Last, we consider SCAD with penalized function
\[ \begin{equation*} p_\lambda(|\theta|;a)=\begin{cases} \lambda|\theta|0,& \text{if } 0\leq\theta<\lambda,\\ -\frac{\theta^2-2a\lambda|\theta|+\lambda^2}{2(a-1)},& \text{if } \lambda\leq|\theta|<a\lambda<0,\\ (a+1)\lambda^2/2,&\text{otherwise}, \end{cases} \end{equation*} \]where \(a>1\). So that
\[\begin{align*} p_\lambda^\prime(\theta)&=\lambda\{I(\theta\leq\lambda)+\frac{(a\lambda-\theta)_+}{(a-1)\lambda}I(\theta>\lambda)\},\\ p^\prime_\lambda(\theta)&=\bigg(\frac{(a+1)\lambda^2}{2}\bigg)^\prime=0,\,\, \text{for large } |\theta|. \end{align*} \]For \(H(\theta)=|\theta|+p_\lambda^\prime(|\theta|)=|\theta|+\lambda\{I(\theta\leq\lambda)+\frac{(a\lambda-\theta)_+}{(a-1)\lambda}I(\theta>\lambda)\}\), we have
\[\begin{equation*} H^\prime(|\theta|)= \begin{cases} -1<0,& \text{when } \theta<0,\\ 1>0,& \text{when } 0<\theta \leq\lambda,\\ 1-\frac{1}{a-1}>0,&\text{when } \lambda<\theta\leq a\lambda,\\ 1>0,&\text{when } \theta>a\lambda, \end{cases} \end{equation*} \]so that \(\arg\min_\theta H(|\theta|)=0\), and \(\min H(|\theta|)=H(0)=\lambda>0\). Therefore, SCAD estimator satisfies all the three properties.
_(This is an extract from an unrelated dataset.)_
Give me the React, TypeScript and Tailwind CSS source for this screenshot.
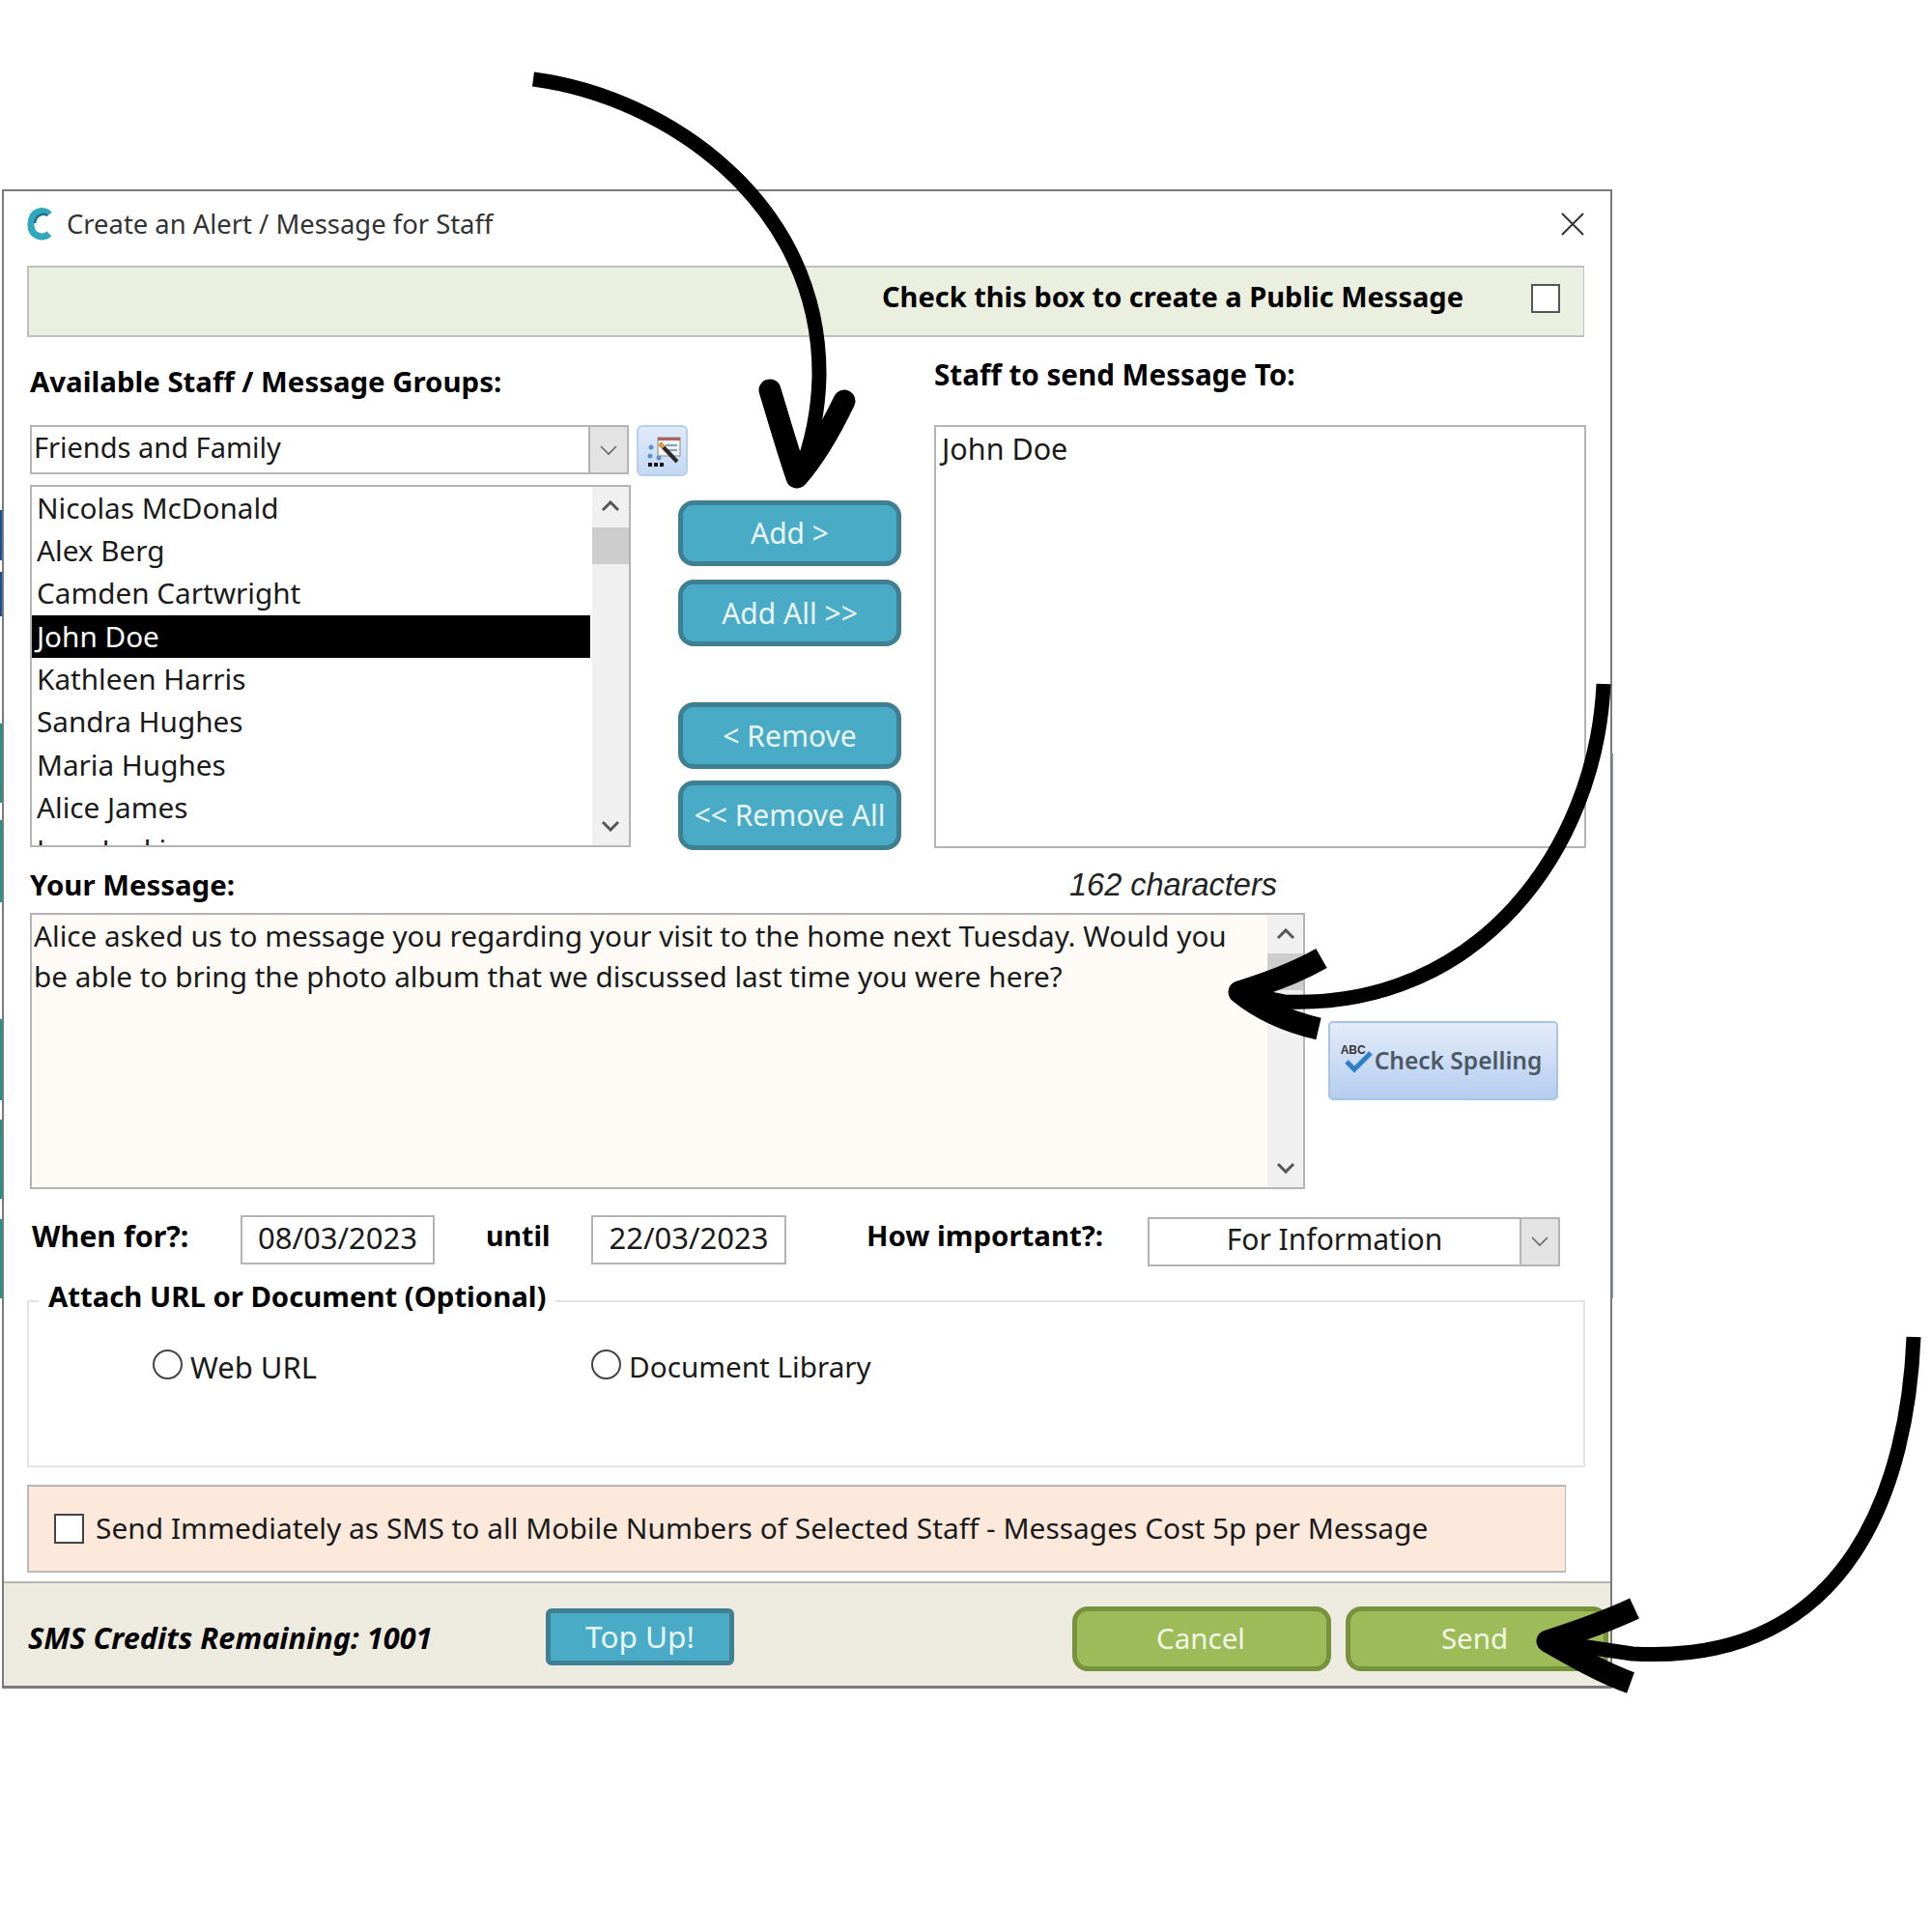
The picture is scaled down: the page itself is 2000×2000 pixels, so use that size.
import React from 'react';

const staff = ['Nicolas McDonald', 'Alex Berg', 'Camden Cartwright', 'John Doe', 'Kathleen Harris', 'Sandra Hughes', 'Maria Hughes', 'Alice James', 'Jane Jenkins'];

// bits of the window behind the dialog, showing past its left edge
const behindLeft = [
  'top-[528px] h-[52px] bg-[#1f4e8c]',
  'top-[592px] h-[46px] bg-[#1f4e8c]',
  'top-[749px] h-[82px] bg-[#1f9488]',
  'top-[849px] h-[85px] bg-[#1f9488]',
  'top-[1055px] h-[84px] bg-[#1f9488]',
  'top-[1159px] h-[82px] bg-[#1f9488]',
  'top-[1262px] h-[82px] bg-[#1f9488]',
];

const Chevron: React.FC<{ up?: boolean; thick?: boolean }> = ({ up, thick }) => (
  <svg width="20" height="12" viewBox="0 0 20 12" fill="none" stroke={thick ? '#555555' : '#666666'} strokeWidth={thick ? 3 : 1.6}>
    <path d={up ? 'M2 10 L10 2 L18 10' : 'M2 2 L10 10 L18 2'} />
  </svg>
);

const ScrollBar: React.FC<{ thumbTop: number; thumbHeight: number; className: string }> = ({ thumbTop, thumbHeight, className }) => (
  <div className={`relative flex flex-col items-center justify-between bg-[#f0f0f0] py-[14px] ${className}`}>
    <Chevron up thick />
    <div className="absolute left-0 right-0 bg-[#cdcdcd]" style={{ top: thumbTop, height: thumbHeight }} />
    <Chevron thick />
  </div>
);

const ComboArrow = () => (
  <div className="flex h-full w-[40px] shrink-0 items-center justify-center border-l-2 border-[#b4b4b4] bg-[#e3e3e3]">
    <Chevron />
  </div>
);

const TealButton: React.FC<{ label: string; className: string }> = ({ label, className }) => (
  <button className={`flex w-[231px] items-center justify-center rounded-[16px] border-[5px] border-[#3f7f92] bg-[#4aabc6] pb-[1px] text-[30px] text-[#e9f6fa] ${className}`}>{label}</button>
);

const GreenButton: React.FC<{ label: string; className: string }> = ({ label, className }) => (
  <button className={`mt-[4px] flex h-[67px] items-center justify-center rounded-[16px] border-[5px] border-[#76923c] bg-[#9dbb59] text-[29.5px] text-[#f3f8e6] ${className}`}>{label}</button>
);

const Radio: React.FC<{ label: string; className: string; textClass: string }> = ({ label, className, textClass }) => (
  <div className={`flex items-center ${className}`}>
    <div className="-mt-[6px] h-[31px] w-[31px] rounded-full border-2 border-[#444444] bg-white" />
    <span className={`ml-[8px] ${textClass}`}>{label}</span>
  </div>
);

const Arrows = () => (
  <svg className="pointer-events-none absolute left-0 top-0" width="2000" height="2000" viewBox="0 0 2000 2000" fill="none" stroke="#000000" strokeLinecap="round" strokeLinejoin="round">
    <path d="M552 82 C690 100 850 210 848 390 C847 430 838 465 828 490" strokeWidth="15" strokeLinecap="butt" />
    <path d="M797 404 C808 440 815 465 825 494 C846 470 862 440 874 415" strokeWidth="23" />
    <path d="M1660 708 C1652 880 1530 1045 1330 1037 L1282 1027" strokeWidth="15" strokeLinecap="butt" />
    <path d="M1368 992 C1340 1008 1310 1018 1283 1027 C1305 1045 1335 1058 1365 1065" strokeWidth="23" strokeLinecap="butt" />
    <path d="M1981 1384 C1975 1530 1920 1725 1690 1712 L1602 1699" strokeWidth="15" strokeLinecap="butt" />
    <path d="M1692 1665 C1660 1680 1630 1690 1602 1699 C1630 1715 1660 1732 1688 1742" strokeWidth="23" strokeLinecap="butt" />
  </svg>
);

export default function App() {
  return (
    <div className="relative h-[2000px] w-[2000px] overflow-hidden bg-white pl-[2px] pt-[196px] font-['Noto_Sans',sans-serif] text-[29.7px] text-[#1a1a1a]">
      {behindLeft.map(cls => (
        <div key={cls} className={`absolute left-0 w-[2px] ${cls}`} />
      ))}
      <div className="absolute left-[1669px] top-[780px] h-[564px] w-[1px] bg-[#7fb3b3]" />

      <div className="flex h-[1552px] w-[1667px] flex-col border-2 border-b-[3px] border-[#7a7a7a] bg-white">
        {/* title bar */}
        <div className="flex h-[77px] shrink-0 items-center pb-[9px] pl-[24px] pr-[27px]">
          <svg width="26" height="34" viewBox="0 0 26 34" fill="none">
            <path d="M23 7 C18 1 5 2 4 16 C3 30 17 33 23 27" stroke="#2fa8bd" strokeWidth="7" />
            <path d="M21 8 C16 5 9 8 8 16" stroke="#1d6f8a" strokeWidth="2.5" />
          </svg>
          <span className="ml-[15px] text-[27.4px] text-[#333333]">Create an Alert / Message for Staff</span>
          <svg className="ml-auto" width="24" height="24" viewBox="0 0 24 24" stroke="#333333" strokeWidth="2">
            <path d="M1 1 L23 23 M23 1 L1 23" />
          </svg>
        </div>

        {/* public message bar */}
        <div className="ml-[24px] flex h-[74px] w-[1612px] shrink-0 items-center justify-end border-2 border-r border-[#c0c0c0] bg-[#ebefdf] pb-[7px] pr-[24px]">
          <span className="-mt-[4px] text-[29px] font-bold text-black">Check this box to create a Public Message</span>
          <div className="ml-[70px] h-[30px] w-[30px] border-2 border-[#555555] bg-white" />
        </div>

        {/* staff pickers */}
        <div className="ml-[27px] flex shrink-0">
          <div className="w-[902px]">
            <div className="flex h-[91px] items-center pt-[2px] text-[29.4px] font-bold text-black">Available Staff / Message Groups:</div>
            <div className="flex items-start">
              <div className="flex h-[51px] w-[620px] items-center justify-between border-2 border-[#b4b4b4] bg-white">
                <span className="-mt-[5px] pl-[2px] text-[29px]">Friends and Family</span>
                <ComboArrow />
              </div>
              <div className="ml-[8px] flex h-[53px] w-[53px] items-center justify-center rounded-[6px] border-2 border-[#b5cfee] bg-gradient-to-b from-[#e0ebf9] to-[#c3d8f3]">
                <svg width="49" height="49" viewBox="0 0 49 49">
                  <rect x="20" y="11" width="23" height="19" fill="#f4f4f4" stroke="#8a8a8a" />
                  <rect x="20" y="11" width="23" height="3" fill="#b0605a" />
                  <path d="M28 19 H40 M31 24 H40" stroke="#5a86b5" strokeWidth="1.5" />
                  <path d="M22 17 L40 36" stroke="#2a2a2a" strokeWidth="4" />
                  <path d="M22 17 L26 21" stroke="#e0a030" strokeWidth="4" />
                  <circle cx="13" cy="21" r="2.5" fill="#5b8fc7" />
                  <circle cx="12" cy="30" r="2.5" fill="#5b8fc7" />
                  <circle cx="21" cy="32" r="2.5" fill="#5b8fc7" />
                  <path d="M10 37 h4 v4 h-4 z M16 37 h4 v4 h-4 z M22 37 h4 v4 h-4 z" fill="#111111" />
                </svg>
              </div>
            </div>
            <div className="mt-[9px] flex">
              <div className="flex h-[375px] w-[622px] overflow-hidden border-2 border-[#b4b4b4] bg-white">
                <div className="flex-1 overflow-hidden pr-[2px]">
                  {staff.map(name => (
                    <div key={name} className={`flex h-[44.3px] items-center pl-[5px] ${name === 'John Doe' ? 'bg-black text-white' : ''}`}>{name}</div>
                  ))}
                </div>
                <ScrollBar className="w-[38px]" thumbTop={42} thumbHeight={38} />
              </div>
              <div className="ml-[49px] flex flex-col pt-[16px]">
                <TealButton label="Add >" className="h-[68px]" />
                <TealButton label="Add All >>" className="mt-[14px] h-[69px]" />
                <TealButton label="< Remove" className="mt-[58px] h-[69px]" />
                <TealButton label="<< Remove All" className="mt-[12px] h-[72px]" />
              </div>
            </div>
          </div>
          <div className="ml-[34px] w-[675px]">
            <div className="flex h-[78px] items-center text-[29.6px] font-bold text-black">Staff to send Message To:</div>
            <div className="mt-[13px] h-[438px] border-2 border-[#b4b4b4] pl-[6px] text-[30.5px]">John Doe</div>
          </div>
        </div>

        {/* message */}
        <div className="ml-[27px] mt-[16px] flex h-[40px] shrink-0 items-center">
          <span className="w-[1076px] text-[29.4px] font-bold text-black">Your Message:</span>
          <span className="font-['Liberation_Sans',sans-serif] text-[32.5px] italic text-[#222222]">162 characters</span>
        </div>
        <div className="ml-[27px] mt-[9px] flex shrink-0 items-start">
          <div className="flex h-[286px] w-[1320px] border-2 border-[#b4b4b4] bg-[#fefaf6]">
            <p className="flex-1 pl-[2px] pt-[1px] leading-[42px]">Alice asked us to message you regarding your visit to the home next Tuesday. Would you be able to bring the photo album that we discussed last time you were here?</p>
            <ScrollBar className="w-[37px]" thumbTop={40} thumbHeight={38} />
          </div>
          <button className="ml-[24px] mt-[112px] flex h-[82px] w-[238px] items-center justify-center rounded-[5px] border-2 border-[#a6c4e6] bg-gradient-to-b from-[#e3ecf9] to-[#b5cdee] pr-[4px] text-[24.5px] font-semibold text-[#4b5866]">
            <span className="relative h-[34px] w-[34px]">
              <span className="absolute left-0 top-0 font-['Liberation_Sans',sans-serif] text-[12px] font-bold leading-none text-[#333333]">ABC</span>
              <svg className="absolute left-0 top-0" width="34" height="34" viewBox="0 0 34 34" fill="none">
                <path d="M6 18 L14 26 L31 9" stroke="#2f7fc9" strokeWidth="5" />
              </svg>
            </span>
            <span className="ml-[1px]">Check Spelling</span>
          </button>
        </div>

        {/* dates */}
        <div className="ml-[29px] mt-[26px] flex h-[53px] shrink-0 items-center">
          <span className="-mt-[8px] w-[216px] text-[30.4px] font-bold text-black">When for?:</span>
          <div className="flex h-[51px] w-[201px] items-center justify-center border-2 border-[#b4b4b4] pb-[4px] text-[31px]">08/03/2023</div>
          <span className="-mt-[8px] ml-[53px] w-[109px] text-[28.5px] font-bold text-black">until</span>
          <div className="flex h-[51px] w-[202px] items-center justify-center border-2 border-[#b4b4b4] pb-[4px] text-[31px]">22/03/2023</div>
          <span className="-mt-[8px] ml-[83px] w-[291px] text-[29.4px] font-bold text-black">How important?:</span>
          <div className="mt-[3px] flex h-[51px] w-[427px] items-center border-2 border-[#b4b4b4]">
            <span className="-mt-[6px] flex-1 text-center text-[30px]">For Information</span>
            <ComboArrow />
          </div>
        </div>

        {/* attachment group */}
        <div className="relative ml-[24px] mt-[36px] h-[173px] w-[1613px] shrink-0 border-2 border-[#e4e4e4]">
          <span className="absolute -top-[27px] left-[10px] bg-white px-[10px] text-[29.3px] font-bold text-black">Attach URL or Document (Optional)</span>
          <div className="flex pl-[128px] pt-[44px]">
            <Radio label="Web URL" className="w-[454px]" textClass="text-[31px]" />
            <Radio label="Document Library" className="" textClass="text-[29.7px]" />
          </div>
        </div>

        {/* sms */}
        <div className="ml-[24px] mt-[18px] flex h-[91px] w-[1593px] shrink-0 items-center border-2 border-r border-[#b9b9b9] bg-[#fde9db] pl-[26px]">
          <div className="h-[31px] w-[31px] border-2 border-[#444444] bg-white" />
          <span className="ml-[12px] text-[29.9px]">Send Immediately as SMS to all Mobile Numbers of Selected Staff - Messages Cost 5p per Message</span>
        </div>

        {/* footer */}
        <div className="mt-[9px] flex min-h-0 flex-1 items-center border-t-2 border-[#b5b5b5] bg-[#edeae0] pl-[25px] pt-[5px]">
          <span className="mt-[2px] w-[536px] text-[30.7px] font-bold italic text-black">SMS Credits Remaining: 1001</span>
          <button className="h-[59px] w-[195px] rounded-[6px] border-[5px] border-[#3f7f92] bg-[#4aabc6] pb-[3px] text-[31.5px] text-[#e9f6fa]">Top Up!</button>
          <GreenButton label="Cancel" className="ml-[350px] w-[268px] pr-[2px]" />
          <GreenButton label="Send" className="ml-[15px] w-[272px] pr-[5px]" />
        </div>
      </div>
      <Arrows />
    </div>
  );
}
OLS | Ridge | LASSO | SCAD | |
---|---|---|---|---|
Unbiasedness | \(\surd\) | \(\times\) | \(\times\) | \(\surd\) |
Sparsity | \(\times\) | \(\times\) | \(\surd\) | \(\surd\) |
Continuity | \(\surd\) | \(\surd\) | \(\surd\) | \(\surd\) |
[1] Fan, J. & Li, R. Variable Selection via Nonconcave Penalized Likelihood and Its Oracle Properties. Journal of the American Statistical Association, 2001, 96, 1348-1360.